In various parts of the world, it is apparent that famous personalities tend to earn more than those in legislative roles. This financial difference can be linked to how society views these professions, and I contend that this inclination carries negative implications.

The main reason for the income gap between celebrities and politicians lies in the stigma attached to the latter group. Entertainers, by showcasing their talents and pleasing their fanbase, can enjoy a steady income without encountering public opposition. Conversely, politicians heavily depend on the state budget for their monthly earnings and are strictly prohibited from forming commercial connections or earning money from other activities to prevent the misuse of power. For instance, Cristiano Ronaldo, apart from his fixed monthly income from his football club, can earn $2 million from an endorsement post on his social platform, while notable politicians like Barack Obama might face public debate if they engage in similar endorsement activities.

However, the substantial difference in earnings between celebrities and politicians should be addressed. Firstly, government officials who make significant contributions to social welfare deserve a substantial income to motivate them to stay dedicated to their roles and ultimately enhance the well-being of the people. Secondly, lower pay for politicians may discourage individuals from pursuing a career in politics, hindering the effectiveness of the state system and the sustainable development of the country. This situation can also contribute to materialism, as more people may be attracted to the alluring lifestyle offered by celebrities.

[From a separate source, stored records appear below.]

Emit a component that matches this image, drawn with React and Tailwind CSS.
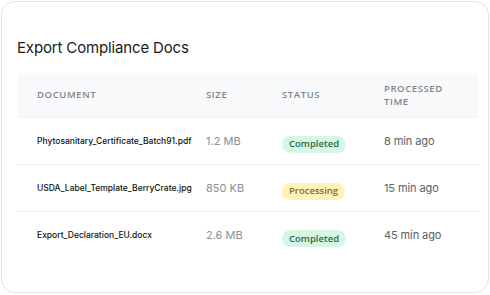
import React from 'react';

const docs = [
  { name: 'Phytosanitary_Certificate_Batch91.pdf', size: '1.2 MB', status: 'Completed', time: '8 min ago' },
  { name: 'USDA_Label_Template_BerryCrate.jpg', size: '850 KB', status: 'Processing', time: '15 min ago' },
  { name: 'Export_Declaration_EU.docx', size: '2.6 MB', status: 'Completed', time: '45 min ago' },
];

const StatusBadge = ({ status }) => {
  const done = status === 'Completed';
  return (
    <span
      className={`inline-flex items-center h-[17px] px-[7px] rounded-full text-[9.5px] font-semibold font-['Open_Sans',sans-serif] ${
        done ? 'bg-[#d7f7e4] text-[#1f6b45]' : 'bg-[#fdf3b8] text-[#8a6a14]'
      }`}
    >
      {status}
    </span>
  );
};

const App = () => {
  return (
    <div className="w-[490px] h-[295px] bg-white p-px">
      <div className="w-[488px] h-[292px] border border-[#e2e4e7] rounded-[14px] bg-white pl-[15px] pr-[9px] pt-[36px] font-['Inter',sans-serif]">
        <h1 className="text-[15px] leading-[20px] font-normal text-[#1a1a1a] tracking-[-0.15px]">Export Compliance Docs</h1>

        {/* Table */}
        <div className="mt-[15px]">
          <div className="grid grid-cols-[189px_76px_102px_1fr] items-center h-[45px] bg-[#f8f9fb] border-b border-[#eef0f2] text-[9.5px] tracking-[0.6px] text-[#80858c] font-['Open_Sans',sans-serif] font-semibold">
            <div className="pl-5">DOCUMENT</div>
            <div>SIZE</div>
            <div>STATUS</div>
            <div className="leading-[13px]">
              PROCESSED
              <br />
              TIME
            </div>
          </div>

          {docs.map((doc, i) => (
            <div
              key={doc.name}
              className={`grid grid-cols-[189px_76px_102px_1fr] items-center h-[47px] ${
                i < docs.length - 1 ? 'border-b border-[#eef0f2]' : ''
              }`}
            >
              <div className="pl-5 text-[8.5px] font-medium text-[#111]">{doc.name}</div>
              <div className="text-[11px] text-[#8a8f96]">{doc.size}</div>
              <div>
                <StatusBadge status={doc.status} />
              </div>
              <div className="text-[11px] tracking-[-0.1px] text-[#5b6068]">{doc.time}</div>
            </div>
          ))}
        </div>
      </div>
    </div>
  );
};

export default App;
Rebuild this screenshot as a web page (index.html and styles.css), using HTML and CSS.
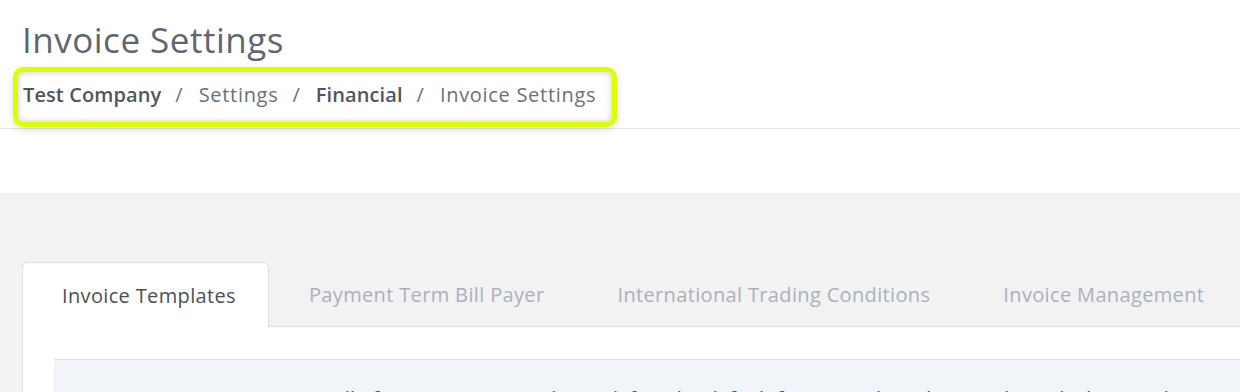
FILE: index.html
```html
<!DOCTYPE html>
<html lang="en">
<head>
<meta charset="utf-8">
<title>Invoice Settings</title>
<link rel="stylesheet" href="styles.css">
</head>
<body>
<header class="page-header">
  <h1 class="page-title">Invoice Settings</h1>
  <nav class="breadcrumb">
    <a class="crumb crumb-strong" href="#">Test Company</a>
    <span class="sep">/</span>
    <span class="crumb">Settings</span>
    <span class="sep">/</span>
    <a class="crumb crumb-strong" href="#">Financial</a>
    <span class="sep">/</span>
    <span class="crumb">Invoice Settings</span>
  </nav>
  <div class="highlight"></div>
</header>
<div class="spacer"></div>
<main class="main">
  <div class="tabs">
    <div class="tab active">Invoice Templates</div>
    <div class="tab">Payment Term Bill Payer</div>
    <div class="tab">International Trading Conditions</div>
    <div class="tab">Invoice Management</div>
    <div class="tab-fill"></div>
  </div>
  <section class="panel">
    <div class="notice">
      <p>Here you can manage all of your invoice templates, define the default format and set the template which is used</p>
    </div>
  </section>
</main>
</body>
</html>
```

FILE: styles.css
```css
* { box-sizing: border-box; }
html, body { margin: 0; padding: 0; }
body {
  font-family: "Open Sans", "Noto Sans", sans-serif;
  background: #ffffff;
  color: #5f6670;
  overflow: hidden;
  height: 392px;
}
.page-header {
  position: relative;
  padding: 17px 22px 0 22px;
  height: 129px;
  border-bottom: 1px solid #e6e6e8;
}
.page-title {
  margin: 0;
  font-size: 35px;
  font-weight: 400;
  line-height: 46px;
  letter-spacing: 0.5px;
  color: #5f6670;
}
.breadcrumb {
  margin-top: 18px;
  display: flex;
  align-items: baseline;
  font-size: 20px;
  line-height: 28px;
  padding-left: 1px;
}
.crumb { color: #6b7079; text-decoration: none; letter-spacing: 0.7px; }
.crumb-strong { color: #50565e; font-weight: 600; letter-spacing: 0.1px; }
.sep { color: #6b7079; margin: 0 16px 0 14px; }
.highlight {
  position: absolute;
  left: 13px;
  top: 67px;
  width: 604px;
  height: 60px;
  border: 5px solid #dcff00;
  border-radius: 10px;
  box-shadow: inset 0 0 6px rgba(0,0,0,0.22), 0 3px 8px rgba(0,0,0,0.12);
}
.spacer { height: 64px; }
.main {
  background: #f2f2f2;
  padding: 69px 0 0 22px;
  height: 199px;
}
.tabs {
  display: flex;
  height: 65px;
}
.tab {
  padding: 0 33px 0 40px;
  display: flex;
  align-items: center;
  font-size: 20px;
  letter-spacing: 0.35px;
  color: #a9b1be;
  border-bottom: 1px solid #e0e0e0;
  white-space: nowrap;
}
.tab.active {
  padding-left: 39px;
  padding-right: 32px;
  background: #ffffff;
  color: #4b5058;
  border: 1px solid #e0e0e0;
  border-bottom: none;
  border-radius: 6px 6px 0 0;
}
.tab-fill { flex: 1; border-bottom: 1px solid #e0e0e0; }
.panel {
  background: #ffffff;
  border-left: 1px solid #e0e0e0;
  padding: 32px 0 0 31px;
  height: 80px;
}
.notice {
  background: #f1f4f9;
  border-top: 1px solid #dde2e9;
  height: 60px;
  padding-top: 25px;
}
.notice p {
  margin: 0;
  font-size: 20px;
  line-height: 28px;
  color: #4b5058;
  text-align: center;
  white-space: nowrap;
}
```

In conclusion, the fundamental reason behind the income gap between well-known figures and lawmakers is the negative perception surrounding the latter regarding their wealth and how they earn it. This can demotivate talented individuals from joining the government. Therefore, I believe that governments should consider imposing higher income taxes on the earnings of famous stars and simultaneously increase compensation for those leading their nation.